The "swages" form also a very large family in themselves. They are so termed because by their agency work is "swaged " or drawn down and made to assume definite outline corresponding with the shapes of the swages. These are, therefore, dies in principle, because the work can only assume the shapes given to the swages. Being also used in pairs, 'one top, one bottom, they are commonly called "top and bottom tools." Some shapes are given in Fig. 237. A are bottom swages, that is, they fit by their square shanks into the hole in the anvil face. The shape of the corresponding top swages is seen at B. The ordinary shapes are the half-round, the veed, and the hexagonal, each being required in different sizes. Fig. 238 represents a swage block for a heavier class of work, the various sectional forms around its edges answering the purpose of bottom swages. It is conveniently laid upon a cast iron stand, similarly to the anvil, on which stand it can also be laid flat in order that the central holes shall fulfil the functions of " heading tools," that is, of the type of Fie. 244, for finishing the square shoulders of bolt heads and similar flat expansions.
The top and bottom swages are frequently united in one with a bent rod of iron, which serves to keep them in line, and becomes a convenient handle. They are then turned "spring swages," or "spring tools" (Fig. 230).
There are three modes of handling tools employed by smiths. The first, just now referred to, of wedging the hammer head fast in the shaft. Tho second, that made use of with some of the sets, gouges, fullers, and flatters, in which the handle is simply thrust through an eye in the tool without any attempt at wedging, the reason being that their constant and almost close contact with red-hot iron would cause wedges to work slack almost directly.
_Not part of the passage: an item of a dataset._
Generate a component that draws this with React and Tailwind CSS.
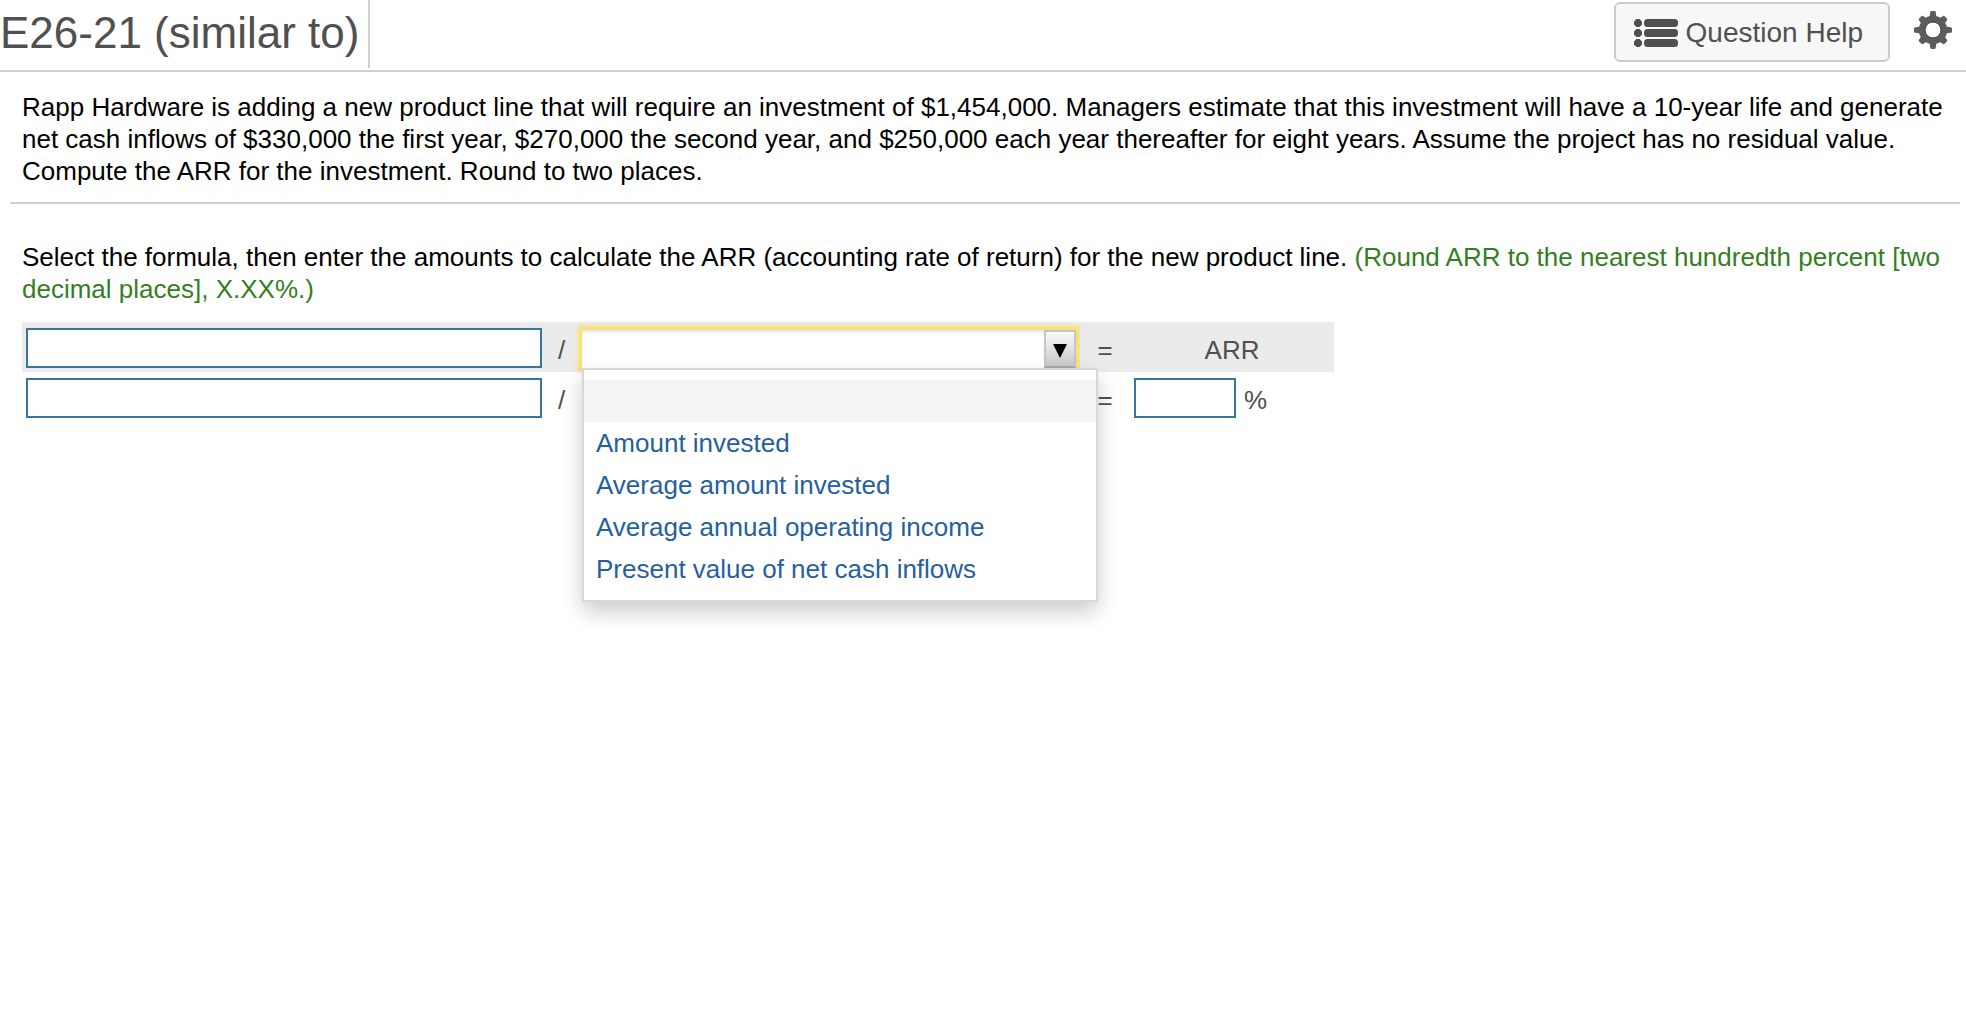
import { useState } from 'react';

const formulaOptions = [
  '',
  'Amount invested',
  'Average amount invested',
  'Average annual operating income',
  'Present value of net cash inflows'
];

const ListIcon = () => (
  <svg width="44" height="28" viewBox="0 0 44 28" fill="#505050" aria-hidden="true">
    {[0, 10, 20].map((y) => (
      <g key={y}>
        <path d={`M2.4 ${y}h3.2L8 ${y + 2.4}v3.2L5.6 ${y + 8}H2.4L0 ${y + 5.6}V${y + 2.4}z`} />
        <rect x="10" y={y} width="34" height="8" rx="3.5" />
      </g>
    ))}
  </svg>
);

const GearIcon = () => (
  <svg width="38" height="38" viewBox="-19 -19 38 38" aria-hidden="true">
    <g fill="#5c5c5c">
      {[0, 45, 90, 135, 180, 225, 270, 315].map((angle) => (
        <path
          key={angle}
          transform={`rotate(${angle})`}
          d={
            angle % 90 === 0
              ? 'M-3.6 -12L-2.8 -17.6Q-2.6 -19 -1.4 -19H1.4Q2.6 -19 2.8 -17.6L3.6 -12z'
              : 'M-3.8 -12L-3 -16.6Q-2.8 -18 -1.6 -18H1.6Q2.8 -18 3 -16.6L3.8 -12z'
          }
        />
      ))}
    </g>
    <circle r="11" fill="none" stroke="#5c5c5c" strokeWidth="6.4" />
    <circle r="8" fill="none" stroke="#484848" strokeWidth="1" />
  </svg>
);

const AmountInput = ({ label }) => (
  <input
    type="text"
    aria-label={label}
    className="block h-10 w-full border-2 border-[#35789a] bg-white px-2 outline-none"
  />
);

const FormulaSelect = () => {
  const [open, setOpen] = useState(true);
  const [value, setValue] = useState('');

  const choose = (option) => {
    setValue(option);
    setOpen(false);
  };

  return (
    <div className="relative">
      <div className="relative shadow-[0_0_4px_4px_#f8df70]">
        <select
          aria-label="Formula denominator"
          value={value}
          onChange={(e) => choose(e.target.value)}
          onMouseDown={(e) => {
            e.preventDefault();
            setOpen(!open);
          }}
          className="block h-[38px] w-full appearance-none bg-white pl-3 text-[#255fa0] shadow-[inset_0_3px_3px_-1px_#e4e4e4] outline-none"
        >
          {formulaOptions.map((option) => (
            <option key={option} value={option}>{option}</option>
          ))}
        </select>
        <span className="pointer-events-none absolute inset-y-0 right-0 flex w-8 items-center justify-center border-2 border-[#c6c6c6] border-b-[#a8a8a8] bg-linear-to-b from-[#fafafa] to-[#c8c8c8] pt-1">
          <svg width="14" height="14" viewBox="0 0 14 14" aria-hidden="true">
            <path d="M0 0h14L7 14z" fill="#000" />
          </svg>
        </span>
      </div>
      {open && (
        <ul className="absolute top-full left-0 z-10 w-[516px] border-2 border-[#d8d8d8] bg-white py-[10px] shadow-[0_10px_20px_rgba(0,0,0,0.2)]">
          {formulaOptions.map((option) => (
            <li key={option}>
              <button
                type="button"
                aria-label={option || 'No selection'}
                onClick={() => choose(option)}
                className={`block h-[42px] w-full px-3 text-left text-[#255fa0] ${
                  option === value ? 'bg-[#f4f4f4]' : 'bg-white'
                }`}
              >
                {option}
              </button>
            </li>
          ))}
        </ul>
      )}
    </div>
  );
};

const Header = () => (
  <header className="flex items-start justify-between border-b-2 border-[#cdd0dd]">
    <h1 className="mb-[2px] h-[68px] border-r-2 border-[#cdd0dd] pr-[9px] text-[44px] leading-[66px] text-[#505050]">
      E26-21 (similar to)
    </h1>
    <div className="flex items-start gap-6 pt-[2px] pr-[14px]">
      <button
        type="button"
        className="flex h-[60px] items-center gap-2 rounded-md border-2 border-[#cccccc] bg-[#f7f7f7] pt-[2px] pr-[25px] pl-[18px] text-[28px] leading-8 text-[#505050]"
      >
        <ListIcon />
        Question Help
      </button>
      <button type="button" aria-label="Settings" className="pt-[9px]">
        <GearIcon />
      </button>
    </div>
  </header>
);

const App = () => (
  <div className="min-h-screen bg-white font-['Liberation_Sans',Arial,sans-serif] text-[26px] leading-8 text-black">
    <Header />
    <main className="pr-[6px] pl-[10px]">
      <p className="border-b-2 border-[#cdd0dd] px-3 pt-[19px] pb-[15px]">
        Rapp Hardware is adding a new product line that will require an investment of $1,454,000. Managers
        estimate that this investment will have a 10-year life and generate net cash inflows of $330,000 the
        first year, $270,000 the second year, and $250,000 each year thereafter for eight years. Assume the
        project has no residual value. Compute the ARR for the investment. Round to two places.
      </p>
      <div className="px-3 pt-[37px]">
        <p>
          Select the formula, then enter the amounts to calculate the ARR (accounting rate of return) for the
          new product line.{' '}
          <span className="text-[#357e1f]">
            (Round ARR to the nearest hundredth percent [two decimal places], X.XX%.)
          </span>
        </p>
        <table className="mt-[17px] border-collapse text-[#505050]">
          <tbody>
            <tr className="h-[50px] bg-[#ebebeb] align-top">
              <td className="px-1 pt-[6px]">
                <div className="w-[516px]">
                  <AmountInput label="Formula numerator" />
                </div>
              </td>
              <td className="w-9 pt-3 pl-3">/</td>
              <td className="pt-2 pr-1">
                <div className="w-[494px]">
                  <FormulaSelect />
                </div>
              </td>
              <td className="relative w-[50px] bg-[#ebebeb] pt-3 text-center">=</td>
              <td className="w-[204px] pt-3 text-center">ARR</td>
            </tr>
            <tr className="h-[50px] align-top">
              <td className="px-1 pt-[6px]">
                <AmountInput label="Numerator amount" />
              </td>
              <td className="pt-3 pl-3">/</td>
              <td className="px-1 pt-[6px]">
                <AmountInput label="Denominator amount" />
              </td>
              <td className="pt-3 text-center">=</td>
              <td className="px-1 pt-[6px]">
                <label className="flex gap-2">
                  <span className="w-[102px]">
                    <AmountInput label="ARR percent" />
                  </span>
                  <span className="pt-[6px]">%</span>
                </label>
              </td>
            </tr>
          </tbody>
        </table>
      </div>
    </main>
  </div>
);

export default App;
Hence the smith, previous to using either of these tools, usually strikes the butt end of the shaft on the anvil to tighten the head. Lastly there is the method of fixing by hazel rods. These are straight hazel sticks about 1/2-5/8 in. in diameter, twisted round the necks of the tools (Figs. 235, 237), the elastic wood preventing painful jarring and blistering of the hand of the smith. Before being bent, they are soaked in water and steamed over the fire, the operation being alternately repeated until they are sufficiently pliable to bear bending and twisting, but not taking more than a minute or two. The parallel rods are united permanently by a coupler, and are never taken off the tools except when they need renewal.
Very often it is the practice to substitute iron rods for those of wood, as being more durable, the rods being bent in the same manner. A hook wrench (Fig. 240) is used for giving a slight amount of torsion to flat bars while red hot, which have become twisted or winding in the process of forging. Fig. 241 may be taken as a type of the punches which are employed for piercing holes through red-hot iron, and Fig. 242 of the drifts for enlarging and making them parallel, the work being laid upon a bolster (Fig. 243) the while. Fig. 244 is a heading tool, of which there are several sizes used for shouldering the heads of bolts and rivets, or any work provided with collars, though where a collar is welded or otherwise formed on the centre of a bar, collar swages are often used in preference.
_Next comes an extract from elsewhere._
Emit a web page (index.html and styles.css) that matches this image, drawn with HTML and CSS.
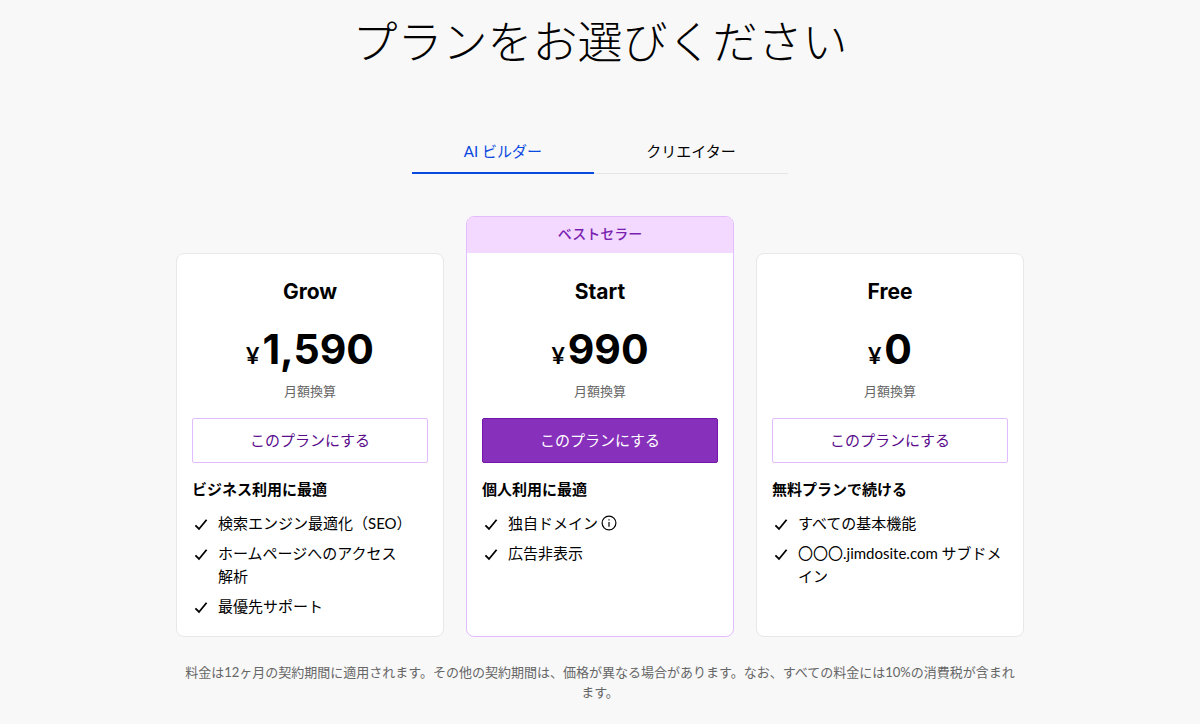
FILE: index.html
```
<!DOCTYPE html>
<html lang="ja">
<head>
    <meta charset="UTF-8">
    <meta name="viewport" content="width=device-width, initial-scale=1.0">
    <title>プランをお選びください</title>
    <link rel="stylesheet" href="styles.css">
</head>
<body>
    <svg class="sprite" aria-hidden="true">
        <symbol id="check" viewBox="0 0 16 16">
            <path d="M2.4 9.4 6 13 13.6 3.8" fill="none" stroke="currentColor" stroke-width="1.8"/>
        </symbol>
    </svg>
    <main class="pricing">
        <h1 class="title">プランをお選びください</h1>
        <div class="tabs" role="tablist">
            <button class="tab active" role="tab" aria-selected="true">AI ビルダー</button>
            <button class="tab" role="tab" aria-selected="false">クリエイター</button>
        </div>
        <div class="plans">
            <section class="plan">
                <h2 class="plan-name">Grow</h2>
                <p class="price"><span class="yen">¥</span>1,590</p>
                <p class="period">月額換算</p>
                <button class="choose">このプランにする</button>
                <h3 class="plan-for">ビジネス利用に最適</h3>
                <ul class="features">
                    <li><svg class="check"><use href="#check"/></svg><span>検索エンジン最適化（SEO）</span></li>
                    <li><svg class="check"><use href="#check"/></svg><span>ホームページへのアクセス<br>解析</span></li>
                    <li><svg class="check"><use href="#check"/></svg><span>最優先サポート</span></li>
                </ul>
            </section>
            <section class="plan best">
                <p class="badge">ベストセラー</p>
                <h2 class="plan-name">Start</h2>
                <p class="price"><span class="yen">¥</span>990</p>
                <p class="period">月額換算</p>
                <button class="choose">このプランにする</button>
                <h3 class="plan-for">個人利用に最適</h3>
                <ul class="features">
                    <li>
                        <svg class="check"><use href="#check"/></svg>
                        <span>独自ドメイン</span>
                        <svg class="info" viewBox="0 0 16 16">
                            <circle cx="8" cy="8" r="6.9" fill="none" stroke="currentColor" stroke-width="1.2"/>
                            <path d="M8 4.2v1.4M8 7v4.8" stroke="currentColor" stroke-width="1.2"/>
                        </svg>
                    </li>
                    <li><svg class="check"><use href="#check"/></svg><span>広告非表示</span></li>
                </ul>
            </section>
            <section class="plan">
                <h2 class="plan-name">Free</h2>
                <p class="price"><span class="yen">¥</span>0</p>
                <p class="period">月額換算</p>
                <button class="choose">このプランにする</button>
                <h3 class="plan-for">無料プランで続ける</h3>
                <ul class="features">
                    <li><svg class="check"><use href="#check"/></svg><span>すべての基本機能</span></li>
                    <li><svg class="check"><use href="#check"/></svg><span>〇〇〇.jimdosite.com サブドメイン</span></li>
                </ul>
            </section>
        </div>
        <p class="note">料金は12ヶ月の契約期間に適用されます。その他の契約期間は、価格が異なる場合があります。なお、すべての料金には10%の消費税が含まれます。</p>
    </main>
</body>
</html>
```
FILE: styles.css
```
* {
    box-sizing: border-box;
}

body {
    margin: 0;
    background-color: #f8f8f8;
    color: #000;
    font-family: Lato, "Noto Sans CJK JP", sans-serif;
    font-size: 15px;
    line-height: 23px;
}

h1, h2, h3, p, ul {
    margin: 0;
    padding: 0;
}

button {
    font: inherit;
    cursor: pointer;
}

.sprite {
    display: none;
}

.pricing {
    max-width: 848px;
    margin: 0 auto;
    padding: 12px 0 20px;
}

.title {
    font-size: 45px;
    font-weight: 300;
    line-height: 60px;
    text-align: center;
}

.tabs {
    display: grid;
    grid-template-columns: 15fr 16fr;
    width: 376px;
    max-width: 100%;
    margin: 58px auto 42px;
    box-shadow: inset 0 -1px #e6e6e6;
}

.tab {
    padding: 10px 0 9px;
    background: none;
    border: none;
    border-bottom: 2px solid transparent;
}

.tab.active {
    color: #0849e0;
    border-color: #0849e0;
}

.plans {
    display: grid;
    grid-template-columns: repeat(3, 1fr);
    gap: 22px;
}

.plan {
    margin-top: 37px;
    padding: 24px 15px 11px;
    background-color: #fff;
    border: 1px solid #e8e8e8;
    border-radius: 8px;
    text-align: center;
}

.plan.best {
    margin-top: 0;
    padding-top: 0;
    border-color: #e2bcff;
}

.badge {
    margin: 0 -15px 25px;
    padding: 5px 0 8px;
    background-color: #f3d9ff;
    border-radius: 7px 7px 0 0;
    color: #7a1fb0;
    font-size: 14px;
    font-weight: 500;
}

.plan-name {
    font-family: Inter, sans-serif;
    font-size: 21px;
    font-weight: 700;
    line-height: 28px;
}

.price {
    margin-top: 15px;
    font-family: Inter, sans-serif;
    font-size: 41px;
    font-weight: 700;
    line-height: 56px;
}

.yen {
    margin-right: 3px;
    font-family: Lato, sans-serif;
    font-size: 23px;
}

.period {
    margin-top: -3px;
    color: #666;
    font-size: 13px;
}

.choose {
    width: 100%;
    margin-top: 15px;
    padding: 10px 0;
    background-color: #fff;
    border: 1px solid #e2bcff;
    border-radius: 2px;
    color: #5a0c8c;
}

.best .choose {
    background-color: #8730bb;
    border-color: #7317ab;
    color: #fff;
}

.plan-for {
    margin-top: 15px;
    font-size: 15px;
    font-weight: 700;
    text-align: left;
}

.features {
    margin-top: 11px;
    list-style: none;
    text-align: left;
}

.features li {
    display: flex;
    margin-bottom: 7px;
}

.check {
    flex: none;
    width: 16px;
    height: 16px;
    margin: 4px 9px 0 1px;
}

.info {
    flex: none;
    width: 16px;
    height: 16px;
    margin: 3px 0 0 3px;
}

.note {
    margin-top: 25px;
    padding: 0 6px;
    color: #666;
    font-size: 13px;
    line-height: 20px;
    text-align: center;
}
```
As a simple example of the practice of forging, take the connecting rod (Fig. 245), one with a forked end being purposely chosen as being more complete for purposes of illustration. This could obviously be made by building up - that is, the enlargements at the ends could be welded on a bar of the diameter A; or by swaging down, in which the diameter A would be hammered down from a bar of the sizes B or C of the larger ends; or by jumping up, where the ends would be beaten up or " upset" on a bar of diameter A. Or it can be made by a combination of these processes if a bar of medium dimensions only is available. Say we have a piece of bar of the dimensions A; we can get on very well with that. We build a fire in such a way as to obtain " a solid core of heat" - that is, we have a certain portion in front of, but away at a distance of a few inches from the tuyere, intensely hot, and for the time being open above, but flanked at back and front with two masses of wetted hard-caked small green coal or " slack," which partially confine the heat (Fig. 246), and form a reserve supply for the incandescent mass; and the larger the forging the larger the reserve of" stock." Putting that portion of the bar which requires to be heated - in this case the end - into the centre of the fire, cover it over with a mixture of stock and new coal, so as to enclose it completely, localising the heat where required by keeping wet coal over the portion which is not to be heated.